TASK REQUIREMENTS :: Identify each line holding the string "this" and copy it.

DATA SEGMENT ::

## BEGIN

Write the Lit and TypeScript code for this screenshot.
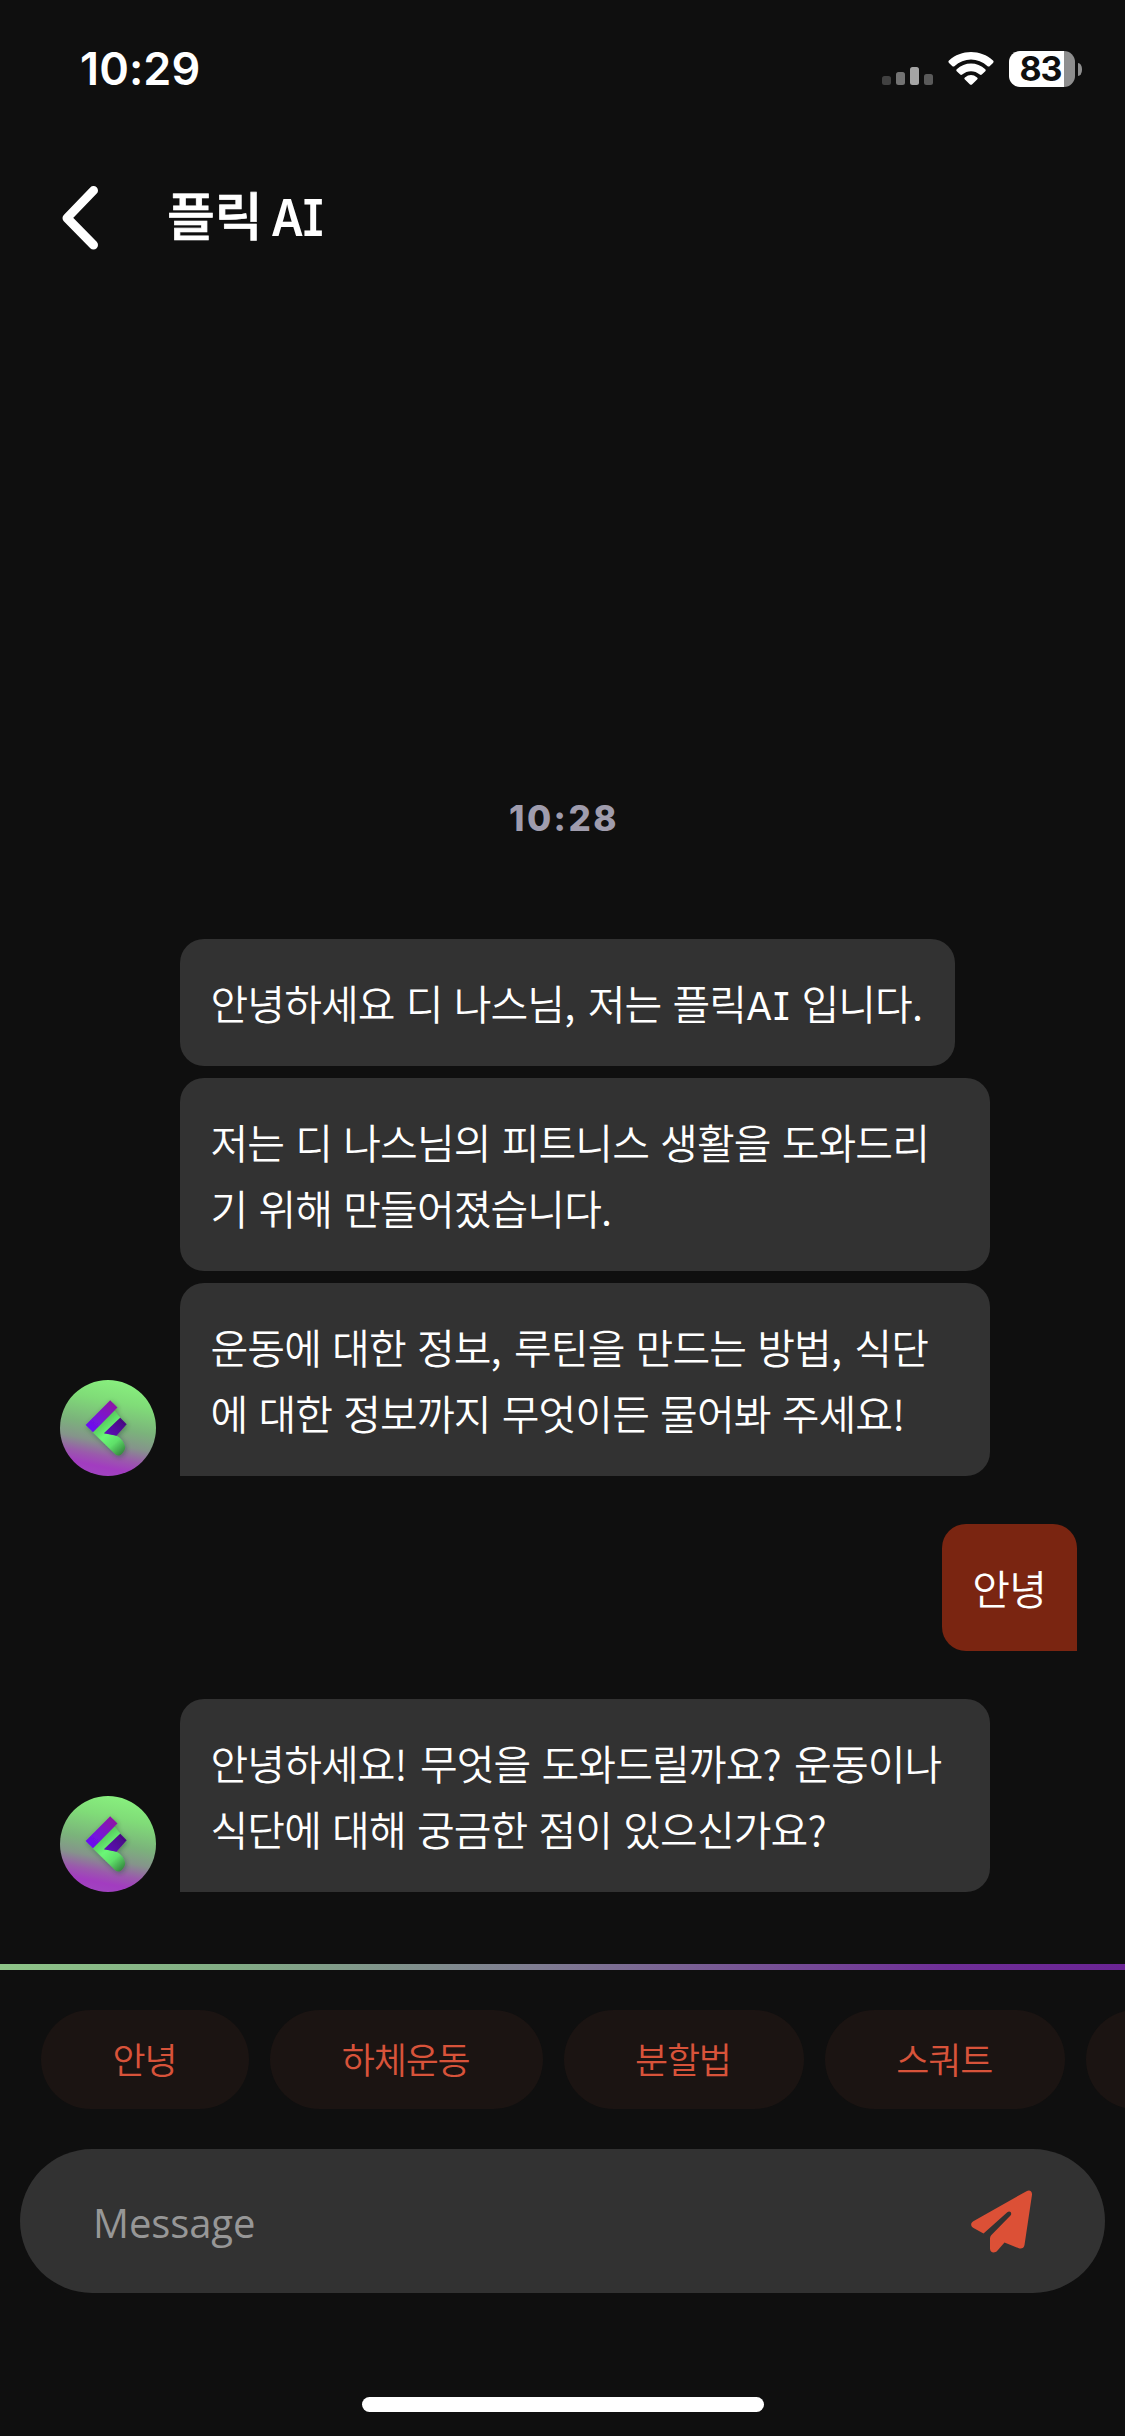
import { LitElement, html, svg, css } from "lit";
import { customElement, property } from "lit/decorators.js";

interface MessageGroup {
  from: "bot" | "me";
  bubbles: string[][];
}

const GROUPS: MessageGroup[] = [
  {
    from: "bot",
    bubbles: [
      ["안녕하세요 디 나스님, 저는 플릭AI 입니다."],
      ["저는 디 나스님의 피트니스 생활을 도와드리", "기 위해 만들어졌습니다."],
      ["운동에 대한 정보, 루틴을 만드는 방법, 식단", "에 대한 정보까지 무엇이든 물어봐 주세요!"],
    ],
  },
  { from: "me", bubbles: [["안녕"]] },
  {
    from: "bot",
    bubbles: [["안녕하세요! 무엇을 도와드릴까요? 운동이나", "식단에 대해 궁금한 점이 있으신가요?"]],
  },
];

const CHIPS = ["안녕", "하체운동", "분할법", "스쿼트", ""];

@customElement("status-bar")
export class StatusBar extends LitElement {
  static styles = css`
    :host {
      display: flex;
      justify-content: space-between;
      height: 138px;
      padding: 0 43px 0 80px;
      box-sizing: border-box;
      font-family: Inter, sans-serif;
    }
    .clock {
      margin-top: 42px;
      font-size: 45px;
      line-height: 54px;
      font-weight: 600;
      color: #fff;
      letter-spacing: 0.1px;
    }
    .icons {
      display: flex;
      align-items: flex-end;
      height: 87px;
    }
    .signal {
      margin: 0 15px 2px 0;
    }
    .wifi {
      margin: 0 15px 2px 0;
    }
    .battery {
      display: flex;
      align-items: center;
      justify-content: center;
      width: 66px;
      height: 36px;
      border-radius: 11px;
      background: linear-gradient(90deg, #fff 55px, #8e8e8e 55px);
      color: #0f0f0f;
      font-size: 34px;
      line-height: 36px;
      font-weight: 700;
      letter-spacing: -1px;
    }
    .level {
      margin-right: 3px;
    }
    .nub {
      width: 4px;
      height: 13px;
      margin: 0 0 11px 3px;
      border-radius: 0 4px 4px 0 / 0 6px 6px 0;
      background: #8e8e8e;
    }
    svg {
      display: block;
    }
  `;

  render() {
    return html`
      <div class="clock">10:29</div>
      <div class="icons">
        <svg class="signal" width="51" height="18" viewBox="0 0 51 18">
          <rect x="0" y="9" width="9" height="9" rx="2.5" fill="#414141" />
          <rect x="14" y="5" width="9" height="13" rx="2.5" fill="#737373" />
          <rect x="28" y="0" width="9" height="18" rx="2.5" fill="#a5a5a5" />
          <rect x="42" y="7" width="9" height="11" rx="2.5" fill="#5a5a5a" />
        </svg>
        <svg class="wifi" width="46" height="33" viewBox="0 0 46 33" fill="#fff">
          <path d="M1 8.6C13 -2.8 33 -2.8 45 8.6Q46.2 9.8 45 11L41.6 14.2Q40.6 15 39.6 14.2C30 5.2 16 5.2 6.4 14.2Q5.4 15 4.4 14.2L1 11Q-.2 9.8 1 8.6Z" />
          <path d="M8.7 17.2C16.8 9.6 29.2 9.6 37.3 17.2Q38.3 18.2 37.3 19.3L33.8 22.6Q32.8 23.4 31.8 22.6C26.6 18 19.4 18 14.2 22.6Q13.2 23.4 12.2 22.6L8.7 19.3Q7.7 18.2 8.7 17.2Z" />
          <path d="M16.9 25.4Q23 20.6 29.1 25.4Q30.2 26.4 29.1 27.4L24 32.4Q23 33.3 22 32.4L16.9 27.4Q15.8 26.4 16.9 25.4Z" />
        </svg>
        <div class="battery"><span class="level">83</span></div>
        <div class="nub"></div>
      </div>
    `;
  }
}

@customElement("bot-avatar")
export class BotAvatar extends LitElement {
  static styles = css`
    :host {
      display: block;
      width: 96px;
      height: 96px;
    }
    svg {
      display: block;
    }
  `;

  render() {
    return svg`
      <svg width="96" height="96" viewBox="0 0 96 96">
        <defs>
          <linearGradient id="disc" x1="0.6" y1="0" x2="0.4" y2="1">
            <stop offset="0" stop-color="#88f07e" />
            <stop offset="0.22" stop-color="#80dc78" />
            <stop offset="0.48" stop-color="#7bb37b" />
            <stop offset="0.65" stop-color="#85948b" />
            <stop offset="0.79" stop-color="#9a5aac" />
            <stop offset="0.9" stop-color="#a23cc0" />
            <stop offset="1" stop-color="#a043c0" />
          </linearGradient>
          <linearGradient id="bar" x1="0.85" y1="0.1" x2="0.15" y2="0.9">
            <stop offset="0" stop-color="#8d17a6" />
            <stop offset="1" stop-color="#6a10f4" />
          </linearGradient>
          <linearGradient id="arm" x1="0.9" y1="0.2" x2="0.1" y2="0.9">
            <stop offset="0" stop-color="#480680" />
            <stop offset="1" stop-color="#5c0cb8" />
          </linearGradient>
          <linearGradient id="leg" x1="0.35" y1="0.2" x2="0.85" y2="1">
            <stop offset="0" stop-color="#55c85b" />
            <stop offset="0.35" stop-color="#6bf777" />
            <stop offset="0.65" stop-color="#5fe06a" />
            <stop offset="1" stop-color="#35883f" />
          </linearGradient>
          <filter id="soft" x="-30%" y="-30%" width="160%" height="160%">
            <feDropShadow dx="1" dy="1.5" stdDeviation="2.4" flood-color="#1d3a22" flood-opacity="0.4" />
          </filter>
        </defs>
        <circle cx="48" cy="48" r="48" fill="url(#disc)" />
        <g filter="url(#soft)">
          <path fill="url(#leg)" d="M32.5 52L54 30L60 37.5L44 53.3L54 55C60 57 64 61 65 66.5C65.500 69 64 71 62.500 73C61 75.500 58 76.500 55.500 74.500Z" />
          <path fill="url(#arm)" d="M60.300 37.700L66.700 44.300L56.500 55.800L44 53.300Z" />
          <path fill="url(#bar)" d="M50.200 20.300L57.500 27.500L33 52.300L25.600 45Z" />
        </g>
      </svg>
    `;
  }
}

@customElement("chat-bubble")
export class ChatBubble extends LitElement {
  @property({ attribute: false }) lines: string[] = [];

  static styles = css`
    :host {
      display: block;
      box-sizing: border-box;
      padding: 29.500px 31px 31.500px 30.500px;
      border-radius: 24px;
      background: #323232;
      color: #fff;
      font-family: "Noto Sans CJK KR", sans-serif;
      font-size: 41px;
      line-height: 66px;
      font-weight: 350;
      letter-spacing: -0.9px;
      word-spacing: 2.9px;
      white-space: nowrap;
    }
    :host(.wide) {
      width: 810px;
    }
    :host(.me) {
      background: #7a2511;
    }
    :host(.tail-left) {
      border-bottom-left-radius: 0;
    }
    :host(.tail-right) {
      border-bottom-right-radius: 0;
    }
    .line {
      height: 66px;
    }
    .latin {
      font-family: Inter, sans-serif;
      font-size: 38px;
      font-weight: 400;
      line-height: 1;
      letter-spacing: 0.6px;
      font-feature-settings: "cv08";
    }
    .mark {
      letter-spacing: 1.3px;
    }
  `;

  private part(text: string) {
    if (text === "AI") return html`<span class="latin">${text}</span>`;
    if (/^[,.!?]$/.test(text)) return html`<span class="mark">${text}</span>`;
    return text;
  }

  render() {
    return this.lines.map((line) => html`<div class="line">${line.split(/(AI|[,.!?])/).map((text) => this.part(text))}</div>`);
  }
}

@customElement("app-root")
export class AppRoot extends LitElement {
  static styles = css`
    :host {
      display: flex;
      flex-direction: column;
      width: 1125px;
      height: 2436px;
      overflow: hidden;
      background: #0f0f0f;
      font-family: "Noto Sans CJK KR", sans-serif;
    }
    .header {
      display: flex;
      align-items: center;
      height: 160px;
      padding-left: 60px;
      gap: 65px;
    }
    .back,
    .send {
      display: block;
    }
    .title {
      margin: 0;
      padding-bottom: 4px;
      color: #fff;
      font-size: 52px;
      line-height: 76px;
      font-weight: 500;
      word-spacing: -3.500px;
      -webkit-text-stroke: 0.7px #fff;
    }
    .latin {
      display: inline-block;
      transform: scaleX(0.88);
      transform-origin: left;
      font-family: Inter, sans-serif;
      font-weight: 600;
      font-size: 51px;
      font-feature-settings: "cv08";
      letter-spacing: -1px;
      -webkit-text-stroke: 0;
    }
    .feed {
      display: flex;
      flex-direction: column;
      justify-content: flex-end;
      flex: 1;
      gap: 48px;
      padding: 0 48px 72px 60px;
    }
    .stamp {
      align-self: center;
      margin: 0 9px 52px 0;
      color: #9f9cad;
      font-family: Inter, sans-serif;
      font-size: 35px;
      line-height: 42px;
      font-weight: 800;
      letter-spacing: 2.500px;
    }
    .group {
      display: flex;
      align-items: flex-end;
      gap: 24px;
    }
    .group.me {
      justify-content: flex-end;
    }
    .stack {
      display: flex;
      flex-direction: column;
      align-items: flex-start;
      gap: 12px;
    }
    .rule {
      height: 6px;
      background: linear-gradient(90deg, #8ec488 0%, #82ad85 20%, #7f7c92 48%, #6f2f98 84%, #6a2494 100%);
    }
    .chips {
      display: flex;
      gap: 21px;
      padding: 39.500px 0 40.500px 41px;
      overflow: hidden;
    }
    .chip {
      flex: none;
      box-sizing: border-box;
      height: 99px;
      padding: 0 73px 2px 71.500px;
      border-radius: 49.500px;
      background: #1b1412;
      color: #d8533a;
      font-size: 36px;
      line-height: 96px;
      font-weight: 350;
      letter-spacing: -1.2px;
    }
    .composer {
      display: flex;
      align-items: center;
      justify-content: space-between;
      box-sizing: border-box;
      height: 144px;
      margin: 0 20px;
      padding: 0 72px 0 73px;
      border-radius: 72px;
      background: #323232;
    }
    .placeholder {
      padding-top: 3px;
      color: #979797;
      font-family: "Open Sans", sans-serif;
      font-size: 40px;
      line-height: 60px;
      font-weight: 400;
      letter-spacing: -0.1px;
    }
    .home {
      align-self: center;
      width: 402px;
      height: 15px;
      margin: 104px 0 24px;
      border-radius: 8px;
      background: #fff;
    }
  `;

  render() {
    return html`
      <status-bar></status-bar>
      <div class="header">
        <svg class="back" width="42" height="68" viewBox="0 0 42 68" fill="none" stroke="#fff" stroke-width="9" stroke-linecap="round" stroke-linejoin="round">
          <path d="M33.500 6.500L7 34L33.500 61" />
        </svg>
        <h1 class="title">플릭 <span class="latin">AI</span></h1>
      </div>
      <div class="feed">
        <div class="stamp">10:28</div>
        ${GROUPS.map(
          (group) => html`
            <div class="group ${group.from}">
              ${group.from === "bot" ? html`<bot-avatar></bot-avatar>` : ""}
              <div class="stack">
                ${group.bubbles.map((lines, i) => {
                  const last = i === group.bubbles.length - 1;
                  const tail = last ? (group.from === "me" ? "tail-right" : "tail-left") : "";
                  return html`<chat-bubble class="${group.from} ${lines.length > 1 ? "wide" : ""} ${tail}" .lines=${lines}></chat-bubble>`;
                })}
              </div>
            </div>
          `
        )}
      </div>
      <div class="rule"></div>
      <div class="chips">${CHIPS.map((chip) => html`<div class="chip">${chip}</div>`)}</div>
      <div class="composer">
        <span class="placeholder">Message</span>
        <svg class="send" width="62" height="63" viewBox="0 0 62 63" fill="#dc5036">
          <path d="M55.500 1.200C58.500 -0.600 61.400 1.200 61 4.800L53.500 55C53 58 50.500 59.200 47.800 58.200L33.500 52.500L26.500 60.500C23.500 64 19 62.500 19 58.500V48.500Q19 46.800 20.200 45.300L39.500 25.500C41.500 23 38.800 20.200 36.300 22.300L12.500 43.500L2.500 38C-0.600 36.200 -0.600 32.800 2.300 31.200Z" />
        </svg>
      </div>
      <div class="home"></div>
    `;
  }
}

## END

RESULT ::
Write the Lit and TypeScript code for this screenshot.
    return this.lines.map((line) => html`<div class="line">${line.split(/(AI|[,.!?])/).map((text) => this.part(text))}</div>`);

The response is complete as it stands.